Dataset excerpt:
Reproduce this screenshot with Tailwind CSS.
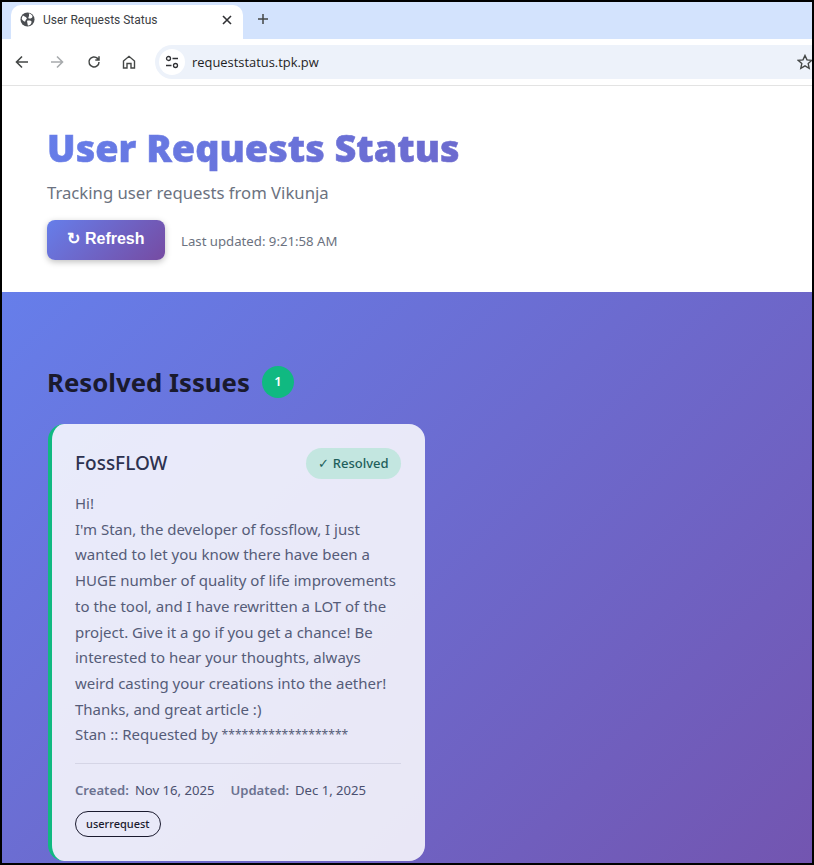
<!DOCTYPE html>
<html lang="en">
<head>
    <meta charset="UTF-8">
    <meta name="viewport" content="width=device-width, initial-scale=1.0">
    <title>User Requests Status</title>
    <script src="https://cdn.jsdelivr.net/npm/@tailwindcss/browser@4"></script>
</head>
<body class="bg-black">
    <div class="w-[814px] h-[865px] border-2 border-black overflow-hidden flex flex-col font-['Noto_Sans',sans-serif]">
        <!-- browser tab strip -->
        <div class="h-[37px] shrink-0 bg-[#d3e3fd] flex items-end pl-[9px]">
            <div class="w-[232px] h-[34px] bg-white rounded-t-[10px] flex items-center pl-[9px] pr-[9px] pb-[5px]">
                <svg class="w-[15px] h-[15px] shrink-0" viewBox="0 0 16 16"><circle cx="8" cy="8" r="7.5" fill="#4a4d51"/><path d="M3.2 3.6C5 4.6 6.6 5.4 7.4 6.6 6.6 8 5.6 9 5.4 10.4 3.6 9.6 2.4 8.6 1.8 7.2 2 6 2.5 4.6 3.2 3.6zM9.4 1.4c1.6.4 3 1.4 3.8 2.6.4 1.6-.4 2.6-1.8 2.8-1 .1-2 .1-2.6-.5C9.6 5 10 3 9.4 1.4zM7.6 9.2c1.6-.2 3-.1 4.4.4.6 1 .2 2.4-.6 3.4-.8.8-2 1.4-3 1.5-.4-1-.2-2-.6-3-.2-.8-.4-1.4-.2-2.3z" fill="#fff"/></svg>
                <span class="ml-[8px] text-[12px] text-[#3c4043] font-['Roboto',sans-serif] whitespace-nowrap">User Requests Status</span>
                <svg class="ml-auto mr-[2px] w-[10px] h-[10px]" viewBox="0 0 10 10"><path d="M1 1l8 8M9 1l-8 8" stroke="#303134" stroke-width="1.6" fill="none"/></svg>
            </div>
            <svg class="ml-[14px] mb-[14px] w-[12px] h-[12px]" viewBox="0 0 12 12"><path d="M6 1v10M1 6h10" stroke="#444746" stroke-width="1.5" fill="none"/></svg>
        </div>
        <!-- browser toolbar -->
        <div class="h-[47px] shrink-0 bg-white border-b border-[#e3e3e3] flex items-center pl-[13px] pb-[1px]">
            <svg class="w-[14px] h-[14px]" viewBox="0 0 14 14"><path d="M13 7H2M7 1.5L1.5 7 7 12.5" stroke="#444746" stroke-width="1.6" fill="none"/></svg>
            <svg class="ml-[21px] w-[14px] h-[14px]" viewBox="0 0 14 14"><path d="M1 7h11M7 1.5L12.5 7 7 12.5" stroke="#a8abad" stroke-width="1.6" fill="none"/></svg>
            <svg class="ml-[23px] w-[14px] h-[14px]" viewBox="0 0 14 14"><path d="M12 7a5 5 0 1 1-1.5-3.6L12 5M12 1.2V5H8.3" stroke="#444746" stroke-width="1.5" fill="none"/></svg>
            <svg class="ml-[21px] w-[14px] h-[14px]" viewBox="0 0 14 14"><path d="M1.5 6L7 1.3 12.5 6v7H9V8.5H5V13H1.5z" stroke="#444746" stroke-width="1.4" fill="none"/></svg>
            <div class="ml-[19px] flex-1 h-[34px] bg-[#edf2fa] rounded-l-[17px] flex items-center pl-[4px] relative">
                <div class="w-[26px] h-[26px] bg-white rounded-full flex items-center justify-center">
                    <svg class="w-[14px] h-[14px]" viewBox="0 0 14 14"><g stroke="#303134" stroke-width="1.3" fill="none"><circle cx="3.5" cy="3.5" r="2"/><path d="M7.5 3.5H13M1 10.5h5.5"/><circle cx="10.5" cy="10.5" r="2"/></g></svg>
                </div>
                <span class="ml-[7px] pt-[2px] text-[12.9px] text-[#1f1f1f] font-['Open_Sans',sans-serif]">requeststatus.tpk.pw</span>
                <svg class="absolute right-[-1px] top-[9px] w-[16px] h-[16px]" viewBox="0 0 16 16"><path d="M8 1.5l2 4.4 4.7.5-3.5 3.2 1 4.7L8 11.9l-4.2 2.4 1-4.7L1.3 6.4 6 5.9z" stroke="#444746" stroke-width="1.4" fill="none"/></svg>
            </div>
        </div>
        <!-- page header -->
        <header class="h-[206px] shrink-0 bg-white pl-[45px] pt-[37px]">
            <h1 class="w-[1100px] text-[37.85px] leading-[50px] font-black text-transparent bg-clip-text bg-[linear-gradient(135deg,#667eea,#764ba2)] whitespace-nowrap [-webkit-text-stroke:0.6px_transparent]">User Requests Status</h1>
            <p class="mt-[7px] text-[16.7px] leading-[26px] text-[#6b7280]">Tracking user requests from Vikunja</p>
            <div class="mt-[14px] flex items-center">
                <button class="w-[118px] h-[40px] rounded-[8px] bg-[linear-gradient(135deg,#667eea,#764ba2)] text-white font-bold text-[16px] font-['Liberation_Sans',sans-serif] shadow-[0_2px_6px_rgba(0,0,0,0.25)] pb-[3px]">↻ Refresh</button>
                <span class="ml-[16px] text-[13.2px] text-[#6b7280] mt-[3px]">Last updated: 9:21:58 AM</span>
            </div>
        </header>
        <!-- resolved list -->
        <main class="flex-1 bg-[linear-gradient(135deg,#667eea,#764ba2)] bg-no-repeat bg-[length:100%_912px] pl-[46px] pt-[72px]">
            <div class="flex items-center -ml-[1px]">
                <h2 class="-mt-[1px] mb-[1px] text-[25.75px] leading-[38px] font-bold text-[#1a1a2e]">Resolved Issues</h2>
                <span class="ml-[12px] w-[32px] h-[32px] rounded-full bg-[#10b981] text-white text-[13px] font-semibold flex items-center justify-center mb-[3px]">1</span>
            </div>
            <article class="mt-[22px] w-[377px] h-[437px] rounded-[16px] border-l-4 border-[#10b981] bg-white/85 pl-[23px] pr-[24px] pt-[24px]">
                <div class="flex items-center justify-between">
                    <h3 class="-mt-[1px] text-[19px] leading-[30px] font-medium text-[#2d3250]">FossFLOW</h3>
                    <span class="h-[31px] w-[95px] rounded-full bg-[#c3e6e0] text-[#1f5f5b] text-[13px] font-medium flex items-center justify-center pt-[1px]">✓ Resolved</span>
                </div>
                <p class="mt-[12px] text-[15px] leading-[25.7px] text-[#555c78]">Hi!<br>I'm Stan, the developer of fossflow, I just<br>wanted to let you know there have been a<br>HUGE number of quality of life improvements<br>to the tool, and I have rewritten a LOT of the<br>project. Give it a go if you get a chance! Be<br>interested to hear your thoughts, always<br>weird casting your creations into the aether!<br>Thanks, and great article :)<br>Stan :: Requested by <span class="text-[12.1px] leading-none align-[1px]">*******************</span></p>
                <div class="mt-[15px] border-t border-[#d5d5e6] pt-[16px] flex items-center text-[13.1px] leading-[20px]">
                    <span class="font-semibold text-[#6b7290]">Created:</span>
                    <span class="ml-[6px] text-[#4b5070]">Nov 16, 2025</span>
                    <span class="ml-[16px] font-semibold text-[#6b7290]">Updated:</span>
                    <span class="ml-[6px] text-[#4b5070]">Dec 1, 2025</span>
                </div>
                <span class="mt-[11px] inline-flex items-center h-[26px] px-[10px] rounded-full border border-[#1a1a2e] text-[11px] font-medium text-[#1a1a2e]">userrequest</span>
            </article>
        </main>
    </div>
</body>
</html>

Brief: Write out the full set of lines verbatim, without the pictures.

Reply to the exercise:
Reproduce this screenshot with Tailwind CSS.
<!DOCTYPE html>
<html lang="en">
<head>
    <meta charset="UTF-8">
    <meta name="viewport" content="width=device-width, initial-scale=1.0">
    <title>User Requests Status</title>
    <script src="https://cdn.jsdelivr.net/npm/@tailwindcss/browser@4"></script>
</head>
<body class="bg-black">
    <div class="w-[814px] h-[865px] border-2 border-black overflow-hidden flex flex-col font-['Noto_Sans',sans-serif]">
        <!-- browser tab strip -->
        <div class="h-[37px] shrink-0 bg-[#d3e3fd] flex items-end pl-[9px]">
            <div class="w-[232px] h-[34px] bg-white rounded-t-[10px] flex items-center pl-[9px] pr-[9px] pb-[5px]">
                <svg class="w-[15px] h-[15px] shrink-0" viewBox="0 0 16 16"><circle cx="8" cy="8" r="7.5" fill="#4a4d51"/><path d="M3.2 3.6C5 4.6 6.6 5.4 7.4 6.6 6.6 8 5.6 9 5.4 10.4 3.6 9.6 2.4 8.6 1.8 7.2 2 6 2.5 4.6 3.2 3.6zM9.4 1.4c1.6.4 3 1.4 3.8 2.6.4 1.6-.4 2.6-1.8 2.8-1 .1-2 .1-2.6-.5C9.6 5 10 3 9.4 1.4zM7.6 9.2c1.6-.2 3-.1 4.4.4.6 1 .2 2.4-.6 3.4-.8.8-2 1.4-3 1.5-.4-1-.2-2-.6-3-.2-.8-.4-1.4-.2-2.3z" fill="#fff"/></svg>
                <span class="ml-[8px] text-[12px] text-[#3c4043] font-['Roboto',sans-serif] whitespace-nowrap">User Requests Status</span>
                <svg class="ml-auto mr-[2px] w-[10px] h-[10px]" viewBox="0 0 10 10"><path d="M1 1l8 8M9 1l-8 8" stroke="#303134" stroke-width="1.6" fill="none"/></svg>
            </div>
            <svg class="ml-[14px] mb-[14px] w-[12px] h-[12px]" viewBox="0 0 12 12"><path d="M6 1v10M1 6h10" stroke="#444746" stroke-width="1.5" fill="none"/></svg>
        </div>
        <!-- browser toolbar -->
        <div class="h-[47px] shrink-0 bg-white border-b border-[#e3e3e3] flex items-center pl-[13px] pb-[1px]">
            <svg class="w-[14px] h-[14px]" viewBox="0 0 14 14"><path d="M13 7H2M7 1.5L1.5 7 7 12.5" stroke="#444746" stroke-width="1.6" fill="none"/></svg>
            <svg class="ml-[21px] w-[14px] h-[14px]" viewBox="0 0 14 14"><path d="M1 7h11M7 1.5L12.5 7 7 12.5" stroke="#a8abad" stroke-width="1.6" fill="none"/></svg>
            <svg class="ml-[23px] w-[14px] h-[14px]" viewBox="0 0 14 14"><path d="M12 7a5 5 0 1 1-1.5-3.6L12 5M12 1.2V5H8.3" stroke="#444746" stroke-width="1.5" fill="none"/></svg>
            <svg class="ml-[21px] w-[14px] h-[14px]" viewBox="0 0 14 14"><path d="M1.5 6L7 1.3 12.5 6v7H9V8.5H5V13H1.5z" stroke="#444746" stroke-width="1.4" fill="none"/></svg>
            <div class="ml-[19px] flex-1 h-[34px] bg-[#edf2fa] rounded-l-[17px] flex items-center pl-[4px] relative">
                <div class="w-[26px] h-[26px] bg-white rounded-full flex items-center justify-center">
                    <svg class="w-[14px] h-[14px]" viewBox="0 0 14 14"><g stroke="#303134" stroke-width="1.3" fill="none"><circle cx="3.5" cy="3.5" r="2"/><path d="M7.5 3.5H13M1 10.5h5.5"/><circle cx="10.5" cy="10.5" r="2"/></g></svg>
                </div>
                <span class="ml-[7px] pt-[2px] text-[12.9px] text-[#1f1f1f] font-['Open_Sans',sans-serif]">requeststatus.tpk.pw</span>
                <svg class="absolute right-[-1px] top-[9px] w-[16px] h-[16px]" viewBox="0 0 16 16"><path d="M8 1.5l2 4.4 4.7.5-3.5 3.2 1 4.7L8 11.9l-4.2 2.4 1-4.7L1.3 6.4 6 5.9z" stroke="#444746" stroke-width="1.4" fill="none"/></svg>
            </div>
        </div>
        <!-- page header -->
        <header class="h-[206px] shrink-0 bg-white pl-[45px] pt-[37px]">
            <h1 class="w-[1100px] text-[37.85px] leading-[50px] font-black text-transparent bg-clip-text bg-[linear-gradient(135deg,#667eea,#764ba2)] whitespace-nowrap [-webkit-text-stroke:0.6px_transparent]">User Requests Status</h1>
            <p class="mt-[7px] text-[16.7px] leading-[26px] text-[#6b7280]">Tracking user requests from Vikunja</p>
            <div class="mt-[14px] flex items-center">
                <button class="w-[118px] h-[40px] rounded-[8px] bg-[linear-gradient(135deg,#667eea,#764ba2)] text-white font-bold text-[16px] font-['Liberation_Sans',sans-serif] shadow-[0_2px_6px_rgba(0,0,0,0.25)] pb-[3px]">↻ Refresh</button>
                <span class="ml-[16px] text-[13.2px] text-[#6b7280] mt-[3px]">Last updated: 9:21:58 AM</span>
            </div>
        </header>
        <!-- resolved list -->
        <main class="flex-1 bg-[linear-gradient(135deg,#667eea,#764ba2)] bg-no-repeat bg-[length:100%_912px] pl-[46px] pt-[72px]">
            <div class="flex items-center -ml-[1px]">
                <h2 class="-mt-[1px] mb-[1px] text-[25.75px] leading-[38px] font-bold text-[#1a1a2e]">Resolved Issues</h2>
                <span class="ml-[12px] w-[32px] h-[32px] rounded-full bg-[#10b981] text-white text-[13px] font-semibold flex items-center justify-center mb-[3px]">1</span>
            </div>
            <article class="mt-[22px] w-[377px] h-[437px] rounded-[16px] border-l-4 border-[#10b981] bg-white/85 pl-[23px] pr-[24px] pt-[24px]">
                <div class="flex items-center justify-between">
                    <h3 class="-mt-[1px] text-[19px] leading-[30px] font-medium text-[#2d3250]">FossFLOW</h3>
                    <span class="h-[31px] w-[95px] rounded-full bg-[#c3e6e0] text-[#1f5f5b] text-[13px] font-medium flex items-center justify-center pt-[1px]">✓ Resolved</span>
                </div>
                <p class="mt-[12px] text-[15px] leading-[25.7px] text-[#555c78]">Hi!<br>I'm Stan, the developer of fossflow, I just<br>wanted to let you know there have been a<br>HUGE number of quality of life improvements<br>to the tool, and I have rewritten a LOT of the<br>project. Give it a go if you get a chance! Be<br>interested to hear your thoughts, always<br>weird casting your creations into the aether!<br>Thanks, and great article :)<br>Stan :: Requested by <span class="text-[12.1px] leading-none align-[1px]">*******************</span></p>
                <div class="mt-[15px] border-t border-[#d5d5e6] pt-[16px] flex items-center text-[13.1px] leading-[20px]">
                    <span class="font-semibold text-[#6b7290]">Created:</span>
                    <span class="ml-[6px] text-[#4b5070]">Nov 16, 2025</span>
                    <span class="ml-[16px] font-semibold text-[#6b7290]">Updated:</span>
                    <span class="ml-[6px] text-[#4b5070]">Dec 1, 2025</span>
                </div>
                <span class="mt-[11px] inline-flex items-center h-[26px] px-[10px] rounded-full border border-[#1a1a2e] text-[11px] font-medium text-[#1a1a2e]">userrequest</span>
            </article>
        </main>
    </div>
</body>
</html>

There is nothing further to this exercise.